===== Task input

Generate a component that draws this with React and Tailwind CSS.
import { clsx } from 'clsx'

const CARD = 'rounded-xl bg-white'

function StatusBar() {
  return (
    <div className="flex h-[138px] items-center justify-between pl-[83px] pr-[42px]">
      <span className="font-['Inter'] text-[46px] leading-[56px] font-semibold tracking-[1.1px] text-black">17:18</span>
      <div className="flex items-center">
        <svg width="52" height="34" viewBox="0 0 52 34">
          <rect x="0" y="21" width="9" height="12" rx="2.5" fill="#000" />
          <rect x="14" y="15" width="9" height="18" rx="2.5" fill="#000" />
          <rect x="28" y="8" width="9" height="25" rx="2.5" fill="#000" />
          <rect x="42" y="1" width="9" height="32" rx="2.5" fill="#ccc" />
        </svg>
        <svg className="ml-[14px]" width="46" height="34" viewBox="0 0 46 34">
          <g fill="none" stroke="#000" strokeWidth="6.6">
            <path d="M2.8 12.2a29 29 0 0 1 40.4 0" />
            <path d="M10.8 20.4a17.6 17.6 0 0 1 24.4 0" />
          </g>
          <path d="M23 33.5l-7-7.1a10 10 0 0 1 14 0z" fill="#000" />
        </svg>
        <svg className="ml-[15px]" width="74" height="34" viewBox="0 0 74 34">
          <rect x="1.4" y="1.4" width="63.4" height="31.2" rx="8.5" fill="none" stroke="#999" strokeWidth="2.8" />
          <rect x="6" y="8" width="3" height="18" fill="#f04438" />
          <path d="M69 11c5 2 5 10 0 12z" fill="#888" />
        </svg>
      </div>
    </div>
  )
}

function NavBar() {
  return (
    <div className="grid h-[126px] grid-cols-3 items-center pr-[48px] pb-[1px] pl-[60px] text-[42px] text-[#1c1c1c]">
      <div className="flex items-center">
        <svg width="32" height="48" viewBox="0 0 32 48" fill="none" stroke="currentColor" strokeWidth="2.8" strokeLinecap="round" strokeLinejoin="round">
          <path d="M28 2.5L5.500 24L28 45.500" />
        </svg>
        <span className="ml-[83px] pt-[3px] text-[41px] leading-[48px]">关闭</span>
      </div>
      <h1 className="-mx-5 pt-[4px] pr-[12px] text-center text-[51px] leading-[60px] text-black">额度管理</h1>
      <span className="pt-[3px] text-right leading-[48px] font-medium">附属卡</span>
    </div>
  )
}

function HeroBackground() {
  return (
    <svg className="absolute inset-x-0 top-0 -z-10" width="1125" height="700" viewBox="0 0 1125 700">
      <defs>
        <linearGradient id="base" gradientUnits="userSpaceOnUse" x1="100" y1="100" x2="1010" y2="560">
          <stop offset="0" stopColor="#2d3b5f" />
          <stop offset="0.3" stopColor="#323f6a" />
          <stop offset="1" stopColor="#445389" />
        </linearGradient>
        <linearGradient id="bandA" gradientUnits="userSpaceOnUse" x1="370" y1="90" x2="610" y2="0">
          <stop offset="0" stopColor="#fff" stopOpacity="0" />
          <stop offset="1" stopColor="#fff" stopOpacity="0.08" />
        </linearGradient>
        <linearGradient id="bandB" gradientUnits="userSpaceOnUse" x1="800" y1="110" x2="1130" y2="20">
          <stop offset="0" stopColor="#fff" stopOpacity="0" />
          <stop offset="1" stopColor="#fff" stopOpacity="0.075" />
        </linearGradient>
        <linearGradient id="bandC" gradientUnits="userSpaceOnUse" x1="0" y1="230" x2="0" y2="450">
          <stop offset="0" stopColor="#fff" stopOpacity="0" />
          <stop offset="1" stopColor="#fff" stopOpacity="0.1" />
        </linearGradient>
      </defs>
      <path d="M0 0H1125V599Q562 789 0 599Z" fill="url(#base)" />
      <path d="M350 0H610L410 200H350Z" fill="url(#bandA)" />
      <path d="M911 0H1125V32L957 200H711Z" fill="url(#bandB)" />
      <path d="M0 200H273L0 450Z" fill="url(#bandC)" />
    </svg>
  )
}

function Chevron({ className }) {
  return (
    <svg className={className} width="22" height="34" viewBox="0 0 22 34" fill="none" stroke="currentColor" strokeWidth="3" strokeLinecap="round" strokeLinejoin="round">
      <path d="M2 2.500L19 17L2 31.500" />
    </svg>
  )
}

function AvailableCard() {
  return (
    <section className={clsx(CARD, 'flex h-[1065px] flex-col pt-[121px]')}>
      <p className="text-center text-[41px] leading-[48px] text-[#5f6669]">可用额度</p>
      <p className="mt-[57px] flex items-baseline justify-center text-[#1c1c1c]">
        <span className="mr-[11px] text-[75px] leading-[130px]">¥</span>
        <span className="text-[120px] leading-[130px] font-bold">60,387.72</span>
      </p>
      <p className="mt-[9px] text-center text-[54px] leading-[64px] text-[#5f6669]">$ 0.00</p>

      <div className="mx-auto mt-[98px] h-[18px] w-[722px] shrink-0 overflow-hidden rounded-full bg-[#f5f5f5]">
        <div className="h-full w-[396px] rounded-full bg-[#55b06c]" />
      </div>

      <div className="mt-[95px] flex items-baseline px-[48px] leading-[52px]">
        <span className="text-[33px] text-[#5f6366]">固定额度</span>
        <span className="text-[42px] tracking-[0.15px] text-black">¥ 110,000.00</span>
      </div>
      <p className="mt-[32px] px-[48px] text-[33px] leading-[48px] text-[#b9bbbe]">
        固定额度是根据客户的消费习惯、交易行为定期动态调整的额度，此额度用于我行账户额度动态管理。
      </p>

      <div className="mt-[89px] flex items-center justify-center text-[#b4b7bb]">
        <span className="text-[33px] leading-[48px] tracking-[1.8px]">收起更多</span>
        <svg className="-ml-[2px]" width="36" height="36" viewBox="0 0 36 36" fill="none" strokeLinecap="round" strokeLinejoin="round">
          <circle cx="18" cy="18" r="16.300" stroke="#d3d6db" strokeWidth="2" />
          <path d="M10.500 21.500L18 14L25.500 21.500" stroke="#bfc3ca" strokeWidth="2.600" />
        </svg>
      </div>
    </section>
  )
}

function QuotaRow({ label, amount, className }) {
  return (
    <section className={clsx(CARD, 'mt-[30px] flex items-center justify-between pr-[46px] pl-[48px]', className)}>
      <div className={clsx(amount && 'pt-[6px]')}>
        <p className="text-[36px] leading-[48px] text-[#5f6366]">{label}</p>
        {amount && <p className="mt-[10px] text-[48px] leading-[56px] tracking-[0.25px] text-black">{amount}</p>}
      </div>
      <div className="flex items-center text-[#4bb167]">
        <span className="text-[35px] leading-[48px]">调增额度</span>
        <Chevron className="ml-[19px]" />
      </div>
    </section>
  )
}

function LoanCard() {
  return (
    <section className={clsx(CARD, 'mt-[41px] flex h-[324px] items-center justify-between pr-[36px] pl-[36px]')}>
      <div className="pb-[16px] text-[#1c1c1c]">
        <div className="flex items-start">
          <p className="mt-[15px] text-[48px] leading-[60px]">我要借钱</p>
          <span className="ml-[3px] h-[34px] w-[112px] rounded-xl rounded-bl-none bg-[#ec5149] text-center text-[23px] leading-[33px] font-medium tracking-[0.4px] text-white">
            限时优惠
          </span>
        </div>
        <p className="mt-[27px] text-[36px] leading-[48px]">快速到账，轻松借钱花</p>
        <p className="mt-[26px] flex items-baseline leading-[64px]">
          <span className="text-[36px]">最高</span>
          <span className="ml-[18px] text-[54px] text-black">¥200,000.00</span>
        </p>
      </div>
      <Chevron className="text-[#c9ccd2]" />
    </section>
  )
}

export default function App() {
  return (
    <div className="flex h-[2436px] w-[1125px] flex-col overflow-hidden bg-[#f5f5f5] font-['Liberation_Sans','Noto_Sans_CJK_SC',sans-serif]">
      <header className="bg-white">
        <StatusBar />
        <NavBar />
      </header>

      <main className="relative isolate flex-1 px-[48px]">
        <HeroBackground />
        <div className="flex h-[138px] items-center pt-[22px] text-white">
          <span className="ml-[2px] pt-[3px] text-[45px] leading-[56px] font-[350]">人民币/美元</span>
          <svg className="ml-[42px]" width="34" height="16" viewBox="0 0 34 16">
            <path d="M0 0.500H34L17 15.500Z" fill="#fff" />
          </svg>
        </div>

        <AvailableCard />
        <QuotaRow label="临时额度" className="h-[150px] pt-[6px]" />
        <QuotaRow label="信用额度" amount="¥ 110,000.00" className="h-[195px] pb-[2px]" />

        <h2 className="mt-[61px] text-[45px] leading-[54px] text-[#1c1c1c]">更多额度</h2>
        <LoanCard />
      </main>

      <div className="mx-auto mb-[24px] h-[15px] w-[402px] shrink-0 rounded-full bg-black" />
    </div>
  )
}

==========
===== Task input

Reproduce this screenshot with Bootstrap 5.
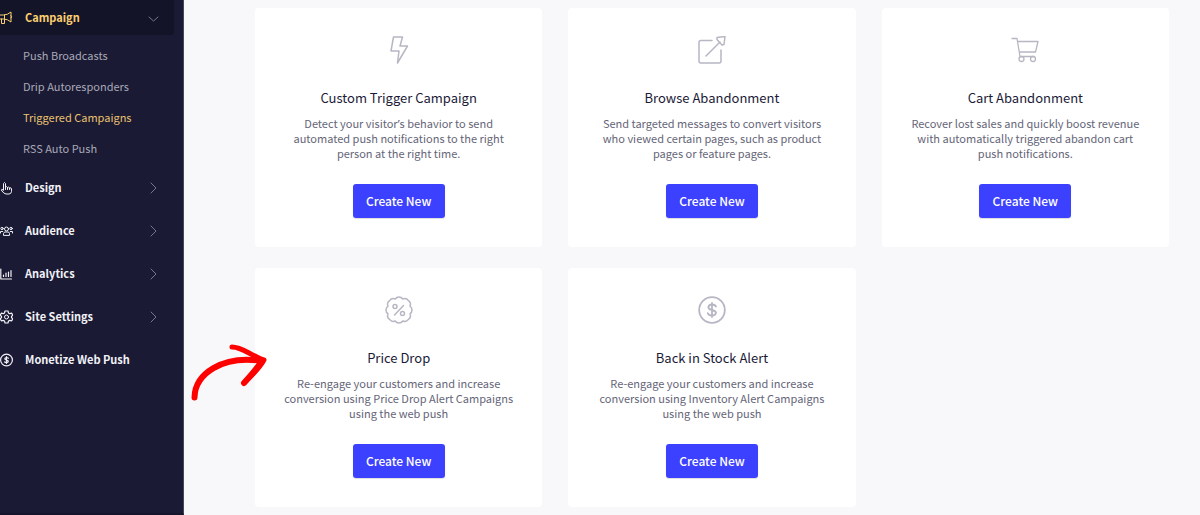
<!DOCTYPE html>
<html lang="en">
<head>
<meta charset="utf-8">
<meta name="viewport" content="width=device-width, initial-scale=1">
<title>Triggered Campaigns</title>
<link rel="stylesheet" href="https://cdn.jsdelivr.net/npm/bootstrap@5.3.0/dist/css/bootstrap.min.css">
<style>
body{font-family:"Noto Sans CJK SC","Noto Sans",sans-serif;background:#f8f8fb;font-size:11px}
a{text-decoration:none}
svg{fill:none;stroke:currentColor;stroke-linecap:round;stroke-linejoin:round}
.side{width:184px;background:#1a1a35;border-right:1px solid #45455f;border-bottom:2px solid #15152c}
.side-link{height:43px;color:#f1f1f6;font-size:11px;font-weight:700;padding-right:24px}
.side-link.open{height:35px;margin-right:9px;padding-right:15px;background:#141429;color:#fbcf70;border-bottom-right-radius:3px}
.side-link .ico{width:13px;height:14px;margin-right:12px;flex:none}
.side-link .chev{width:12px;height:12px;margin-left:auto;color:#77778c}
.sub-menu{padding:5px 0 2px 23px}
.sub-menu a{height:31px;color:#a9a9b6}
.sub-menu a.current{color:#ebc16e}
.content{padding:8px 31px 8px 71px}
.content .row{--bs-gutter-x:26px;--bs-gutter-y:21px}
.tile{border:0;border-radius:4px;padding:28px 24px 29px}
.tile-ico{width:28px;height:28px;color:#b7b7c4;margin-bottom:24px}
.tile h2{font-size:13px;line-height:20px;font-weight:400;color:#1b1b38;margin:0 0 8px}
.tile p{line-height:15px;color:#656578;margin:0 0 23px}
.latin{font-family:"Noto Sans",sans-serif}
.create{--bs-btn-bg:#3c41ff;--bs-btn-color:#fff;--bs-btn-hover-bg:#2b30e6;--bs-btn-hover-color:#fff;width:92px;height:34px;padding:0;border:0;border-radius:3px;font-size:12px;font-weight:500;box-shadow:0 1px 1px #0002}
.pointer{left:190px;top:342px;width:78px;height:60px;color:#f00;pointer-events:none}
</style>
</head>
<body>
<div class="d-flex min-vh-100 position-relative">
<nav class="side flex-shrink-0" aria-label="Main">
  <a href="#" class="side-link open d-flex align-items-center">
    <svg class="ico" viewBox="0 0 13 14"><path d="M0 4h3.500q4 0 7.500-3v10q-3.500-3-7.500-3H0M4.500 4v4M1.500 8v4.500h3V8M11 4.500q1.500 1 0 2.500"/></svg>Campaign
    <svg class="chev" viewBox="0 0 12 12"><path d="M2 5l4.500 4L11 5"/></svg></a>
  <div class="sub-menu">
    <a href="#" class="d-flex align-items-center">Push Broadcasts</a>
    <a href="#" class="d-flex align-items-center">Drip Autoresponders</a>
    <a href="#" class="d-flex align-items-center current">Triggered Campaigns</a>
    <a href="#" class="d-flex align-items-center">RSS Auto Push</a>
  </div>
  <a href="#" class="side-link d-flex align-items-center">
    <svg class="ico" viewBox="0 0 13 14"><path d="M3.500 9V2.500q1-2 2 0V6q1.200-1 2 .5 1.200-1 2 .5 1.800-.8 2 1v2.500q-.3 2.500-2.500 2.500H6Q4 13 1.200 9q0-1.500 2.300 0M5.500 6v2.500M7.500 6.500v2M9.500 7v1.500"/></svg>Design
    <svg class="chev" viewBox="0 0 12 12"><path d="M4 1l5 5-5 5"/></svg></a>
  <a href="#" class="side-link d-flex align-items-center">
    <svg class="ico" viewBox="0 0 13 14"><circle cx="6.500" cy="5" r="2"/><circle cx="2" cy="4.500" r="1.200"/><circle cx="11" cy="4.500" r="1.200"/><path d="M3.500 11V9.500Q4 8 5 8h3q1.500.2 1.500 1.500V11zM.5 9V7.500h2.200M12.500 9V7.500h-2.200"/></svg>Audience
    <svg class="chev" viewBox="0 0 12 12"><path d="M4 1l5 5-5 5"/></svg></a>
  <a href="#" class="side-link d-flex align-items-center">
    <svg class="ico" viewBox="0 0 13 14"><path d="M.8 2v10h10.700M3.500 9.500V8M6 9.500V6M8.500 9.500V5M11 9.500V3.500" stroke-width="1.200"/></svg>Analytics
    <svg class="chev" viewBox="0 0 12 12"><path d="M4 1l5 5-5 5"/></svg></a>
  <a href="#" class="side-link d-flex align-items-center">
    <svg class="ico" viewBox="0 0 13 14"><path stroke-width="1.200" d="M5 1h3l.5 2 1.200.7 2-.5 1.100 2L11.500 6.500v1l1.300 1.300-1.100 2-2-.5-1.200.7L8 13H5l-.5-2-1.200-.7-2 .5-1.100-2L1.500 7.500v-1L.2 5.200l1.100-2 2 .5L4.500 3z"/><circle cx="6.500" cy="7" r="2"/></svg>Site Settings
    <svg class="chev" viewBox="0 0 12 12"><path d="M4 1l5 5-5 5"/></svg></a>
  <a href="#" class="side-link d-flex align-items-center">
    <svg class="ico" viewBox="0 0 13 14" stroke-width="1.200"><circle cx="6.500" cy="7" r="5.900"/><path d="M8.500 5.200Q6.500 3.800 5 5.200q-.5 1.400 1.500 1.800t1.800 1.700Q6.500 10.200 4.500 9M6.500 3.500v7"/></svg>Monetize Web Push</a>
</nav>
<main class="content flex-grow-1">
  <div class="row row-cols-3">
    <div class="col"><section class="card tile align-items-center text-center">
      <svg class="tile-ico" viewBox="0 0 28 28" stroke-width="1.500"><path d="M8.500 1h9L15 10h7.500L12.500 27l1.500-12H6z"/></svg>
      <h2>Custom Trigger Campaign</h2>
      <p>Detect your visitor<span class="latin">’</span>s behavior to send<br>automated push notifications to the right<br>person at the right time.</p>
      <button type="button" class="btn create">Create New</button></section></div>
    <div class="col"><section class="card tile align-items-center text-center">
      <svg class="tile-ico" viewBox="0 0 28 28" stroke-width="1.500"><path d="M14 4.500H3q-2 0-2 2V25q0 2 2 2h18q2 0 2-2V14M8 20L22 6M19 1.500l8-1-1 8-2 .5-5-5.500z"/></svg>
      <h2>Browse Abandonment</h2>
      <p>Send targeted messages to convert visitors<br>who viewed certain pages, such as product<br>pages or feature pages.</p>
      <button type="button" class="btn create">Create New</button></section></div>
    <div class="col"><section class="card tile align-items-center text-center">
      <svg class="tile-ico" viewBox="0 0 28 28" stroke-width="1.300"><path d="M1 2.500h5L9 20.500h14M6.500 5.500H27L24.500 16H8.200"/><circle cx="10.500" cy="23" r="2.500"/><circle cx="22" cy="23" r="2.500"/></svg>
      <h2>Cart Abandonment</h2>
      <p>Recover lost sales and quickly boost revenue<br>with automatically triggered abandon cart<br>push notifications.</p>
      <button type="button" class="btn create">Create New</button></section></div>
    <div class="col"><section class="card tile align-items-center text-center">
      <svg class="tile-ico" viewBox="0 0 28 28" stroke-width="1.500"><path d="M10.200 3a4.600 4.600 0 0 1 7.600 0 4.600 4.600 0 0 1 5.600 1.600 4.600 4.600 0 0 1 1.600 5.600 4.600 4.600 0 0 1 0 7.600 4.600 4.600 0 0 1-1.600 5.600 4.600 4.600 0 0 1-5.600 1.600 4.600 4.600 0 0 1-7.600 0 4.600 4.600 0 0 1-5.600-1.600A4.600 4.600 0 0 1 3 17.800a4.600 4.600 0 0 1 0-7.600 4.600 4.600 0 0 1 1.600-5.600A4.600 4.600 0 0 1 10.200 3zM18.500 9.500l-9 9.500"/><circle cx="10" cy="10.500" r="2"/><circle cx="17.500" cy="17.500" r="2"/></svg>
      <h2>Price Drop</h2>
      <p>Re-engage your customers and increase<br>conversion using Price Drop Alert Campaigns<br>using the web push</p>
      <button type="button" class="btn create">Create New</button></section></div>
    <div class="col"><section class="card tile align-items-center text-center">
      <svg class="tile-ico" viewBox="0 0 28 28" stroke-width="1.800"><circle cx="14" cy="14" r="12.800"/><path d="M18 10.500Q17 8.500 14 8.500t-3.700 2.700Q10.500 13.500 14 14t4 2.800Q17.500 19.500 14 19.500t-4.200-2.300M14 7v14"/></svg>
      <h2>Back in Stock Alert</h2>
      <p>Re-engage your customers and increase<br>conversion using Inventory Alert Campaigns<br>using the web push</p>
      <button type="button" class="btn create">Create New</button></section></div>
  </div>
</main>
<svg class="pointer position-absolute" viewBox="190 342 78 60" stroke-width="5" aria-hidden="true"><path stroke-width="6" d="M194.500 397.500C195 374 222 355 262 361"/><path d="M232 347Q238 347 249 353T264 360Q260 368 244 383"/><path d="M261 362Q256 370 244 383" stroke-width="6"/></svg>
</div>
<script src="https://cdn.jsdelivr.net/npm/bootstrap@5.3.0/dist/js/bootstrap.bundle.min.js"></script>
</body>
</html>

==========
===== Task input

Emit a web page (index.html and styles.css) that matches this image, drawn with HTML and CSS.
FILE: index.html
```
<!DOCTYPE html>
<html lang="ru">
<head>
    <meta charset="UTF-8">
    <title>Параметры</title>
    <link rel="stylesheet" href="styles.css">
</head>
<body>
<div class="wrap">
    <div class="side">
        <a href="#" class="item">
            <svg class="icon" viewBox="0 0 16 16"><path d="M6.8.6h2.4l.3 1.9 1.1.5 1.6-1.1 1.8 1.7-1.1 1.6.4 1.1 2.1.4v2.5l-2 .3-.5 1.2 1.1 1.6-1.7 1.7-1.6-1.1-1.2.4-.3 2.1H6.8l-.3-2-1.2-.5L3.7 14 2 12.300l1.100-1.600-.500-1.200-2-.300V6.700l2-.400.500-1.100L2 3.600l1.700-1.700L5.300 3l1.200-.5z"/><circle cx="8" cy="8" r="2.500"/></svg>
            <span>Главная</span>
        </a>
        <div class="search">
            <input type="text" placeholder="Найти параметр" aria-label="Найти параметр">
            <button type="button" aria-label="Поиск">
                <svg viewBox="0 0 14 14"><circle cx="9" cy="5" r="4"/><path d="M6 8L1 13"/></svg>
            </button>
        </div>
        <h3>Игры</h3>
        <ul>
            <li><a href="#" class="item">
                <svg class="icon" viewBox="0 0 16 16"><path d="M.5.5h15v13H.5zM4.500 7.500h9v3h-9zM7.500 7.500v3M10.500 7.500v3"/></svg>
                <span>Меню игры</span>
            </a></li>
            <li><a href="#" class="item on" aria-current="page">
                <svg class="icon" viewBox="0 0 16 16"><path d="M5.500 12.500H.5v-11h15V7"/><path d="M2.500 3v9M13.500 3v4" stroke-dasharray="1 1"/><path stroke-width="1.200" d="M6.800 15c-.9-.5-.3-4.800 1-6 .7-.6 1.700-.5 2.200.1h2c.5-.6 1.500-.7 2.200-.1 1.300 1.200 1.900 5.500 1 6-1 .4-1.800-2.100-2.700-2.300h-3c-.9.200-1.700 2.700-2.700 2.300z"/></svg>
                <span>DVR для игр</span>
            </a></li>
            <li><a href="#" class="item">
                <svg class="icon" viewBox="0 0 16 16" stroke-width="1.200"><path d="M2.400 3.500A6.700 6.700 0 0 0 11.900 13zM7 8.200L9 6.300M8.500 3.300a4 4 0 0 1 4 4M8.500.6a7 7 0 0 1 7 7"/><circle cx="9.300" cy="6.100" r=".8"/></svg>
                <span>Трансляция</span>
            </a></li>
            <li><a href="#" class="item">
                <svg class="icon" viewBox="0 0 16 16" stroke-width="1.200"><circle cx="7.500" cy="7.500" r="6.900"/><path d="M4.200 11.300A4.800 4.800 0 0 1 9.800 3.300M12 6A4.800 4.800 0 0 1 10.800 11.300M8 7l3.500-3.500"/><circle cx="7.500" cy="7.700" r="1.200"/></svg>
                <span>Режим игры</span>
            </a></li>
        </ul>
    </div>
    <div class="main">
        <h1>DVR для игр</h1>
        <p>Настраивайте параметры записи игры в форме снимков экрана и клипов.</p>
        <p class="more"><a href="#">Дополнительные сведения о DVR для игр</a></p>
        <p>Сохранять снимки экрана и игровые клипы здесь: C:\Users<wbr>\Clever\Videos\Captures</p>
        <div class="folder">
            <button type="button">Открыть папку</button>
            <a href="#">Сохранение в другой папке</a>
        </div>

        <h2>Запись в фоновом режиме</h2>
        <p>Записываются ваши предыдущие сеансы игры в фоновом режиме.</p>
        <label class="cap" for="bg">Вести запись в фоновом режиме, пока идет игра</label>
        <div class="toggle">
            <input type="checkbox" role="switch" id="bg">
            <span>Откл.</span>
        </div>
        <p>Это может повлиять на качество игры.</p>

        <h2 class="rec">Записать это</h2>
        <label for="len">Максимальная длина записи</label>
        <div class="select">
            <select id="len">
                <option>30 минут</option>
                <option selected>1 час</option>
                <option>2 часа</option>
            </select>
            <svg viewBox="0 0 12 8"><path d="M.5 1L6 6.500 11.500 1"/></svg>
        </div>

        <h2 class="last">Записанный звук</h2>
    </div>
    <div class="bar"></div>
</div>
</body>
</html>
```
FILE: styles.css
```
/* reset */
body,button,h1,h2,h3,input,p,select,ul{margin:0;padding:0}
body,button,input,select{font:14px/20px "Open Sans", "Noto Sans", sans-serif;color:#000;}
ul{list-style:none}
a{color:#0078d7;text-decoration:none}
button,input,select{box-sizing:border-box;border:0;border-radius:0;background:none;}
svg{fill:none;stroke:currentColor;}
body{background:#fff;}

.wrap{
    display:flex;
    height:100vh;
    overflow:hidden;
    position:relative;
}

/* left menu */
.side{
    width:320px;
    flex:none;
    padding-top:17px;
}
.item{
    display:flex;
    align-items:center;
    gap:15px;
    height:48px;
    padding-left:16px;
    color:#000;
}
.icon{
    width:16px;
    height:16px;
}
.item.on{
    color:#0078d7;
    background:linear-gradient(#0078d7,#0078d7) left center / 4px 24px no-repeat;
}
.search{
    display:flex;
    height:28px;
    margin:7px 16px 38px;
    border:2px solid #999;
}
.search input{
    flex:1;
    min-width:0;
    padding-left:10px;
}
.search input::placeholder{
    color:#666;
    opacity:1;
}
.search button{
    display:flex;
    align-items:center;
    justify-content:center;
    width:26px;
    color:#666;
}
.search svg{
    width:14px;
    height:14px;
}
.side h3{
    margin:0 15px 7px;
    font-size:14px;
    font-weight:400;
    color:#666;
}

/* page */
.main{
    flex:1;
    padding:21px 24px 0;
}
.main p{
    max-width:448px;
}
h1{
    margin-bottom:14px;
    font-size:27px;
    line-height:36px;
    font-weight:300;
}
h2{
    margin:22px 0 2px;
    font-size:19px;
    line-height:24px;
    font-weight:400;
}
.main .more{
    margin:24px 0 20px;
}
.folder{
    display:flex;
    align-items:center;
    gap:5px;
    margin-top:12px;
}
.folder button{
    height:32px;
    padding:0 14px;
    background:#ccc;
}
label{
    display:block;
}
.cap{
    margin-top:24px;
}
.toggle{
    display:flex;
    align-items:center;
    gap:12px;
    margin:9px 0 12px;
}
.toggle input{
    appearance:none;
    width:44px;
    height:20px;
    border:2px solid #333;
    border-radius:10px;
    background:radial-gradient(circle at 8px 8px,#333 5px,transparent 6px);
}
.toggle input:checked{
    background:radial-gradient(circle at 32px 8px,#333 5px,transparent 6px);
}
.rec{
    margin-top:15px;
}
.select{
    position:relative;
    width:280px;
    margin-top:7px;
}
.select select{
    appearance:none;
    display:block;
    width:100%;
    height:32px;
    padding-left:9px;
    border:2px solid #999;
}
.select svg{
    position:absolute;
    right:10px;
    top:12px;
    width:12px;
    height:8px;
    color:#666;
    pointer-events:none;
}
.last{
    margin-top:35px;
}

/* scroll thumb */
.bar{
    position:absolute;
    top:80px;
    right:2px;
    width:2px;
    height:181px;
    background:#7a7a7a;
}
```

==========

■ **Directions for this task**
Nothing but the lines from the one with "Generate a component" through the one with "const CARD = 'rounded-xl bg-white'" should be repeated, and each exactly.

■ **Result of this exercise**
Generate a component that draws this with React and Tailwind CSS.
import { clsx } from 'clsx'

const CARD = 'rounded-xl bg-white'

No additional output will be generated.